Moving Forward with Clarity and Control
Whether your marriage lasted three years or thirty, understanding how Washington approaches spousal maintenance provides a foundation for productive conversations about your financial future. Marriage length matters, but it’s just one factor in a complex equation that includes your unique circumstances, resources, and priorities.
The couples who reach the best maintenance agreements are those who approach these conversations with honesty, a willingness to explore fair solutions, and the guidance of an experienced mediator who understands both the financial complexities and the negotiation strategies that lead to sustainable agreements.
I’m not an attorney and can’t provide legal advice about what might happen in your specific case. But I can offer comprehensive financial analysis of different maintenance options, guidance on productive conversations that move past emotional reactions, and facilitation of negotiations that lead to workable agreements both spouses can live with.
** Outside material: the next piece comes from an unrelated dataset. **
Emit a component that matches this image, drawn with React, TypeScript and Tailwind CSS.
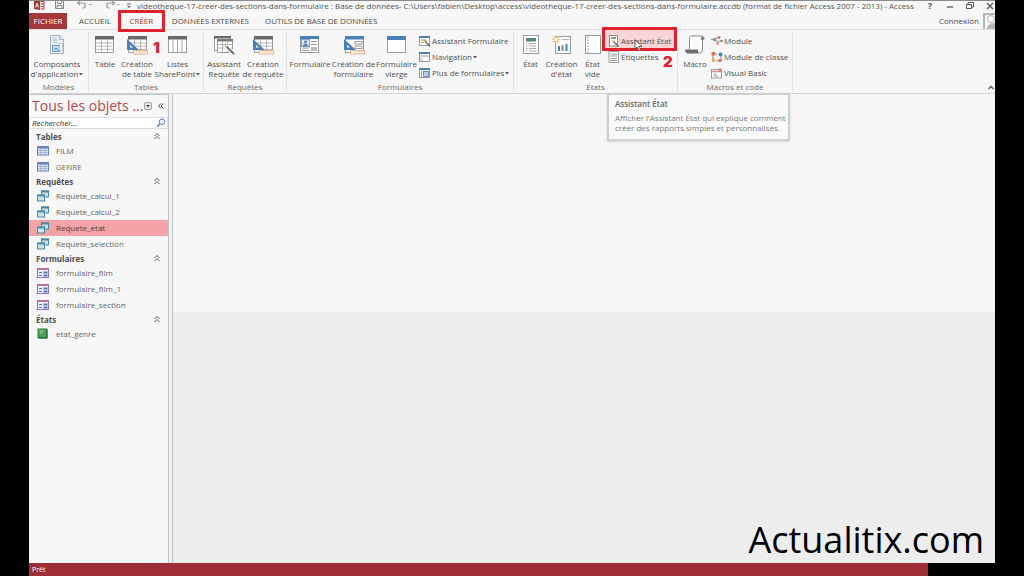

In mediation, you can create agreements that work for your specific situation rather than accepting rigid court formulas. You maintain control over decisions about your financial future, you design solutions that reflect your actual earning potential and expenses, and you preserve meaningful relationships—particularly crucial if you’re co-parenting.
Your divorce is a transition, not just an ending. Maintenance decisions affect your financial security for years to come. Choosing mediation with the right expertise—someone who can handle sophisticated financial analysis, guide you through complex negotiations, and help you design solutions that account for future changes—is an investment in your future that pays dividends long after your divorce is final.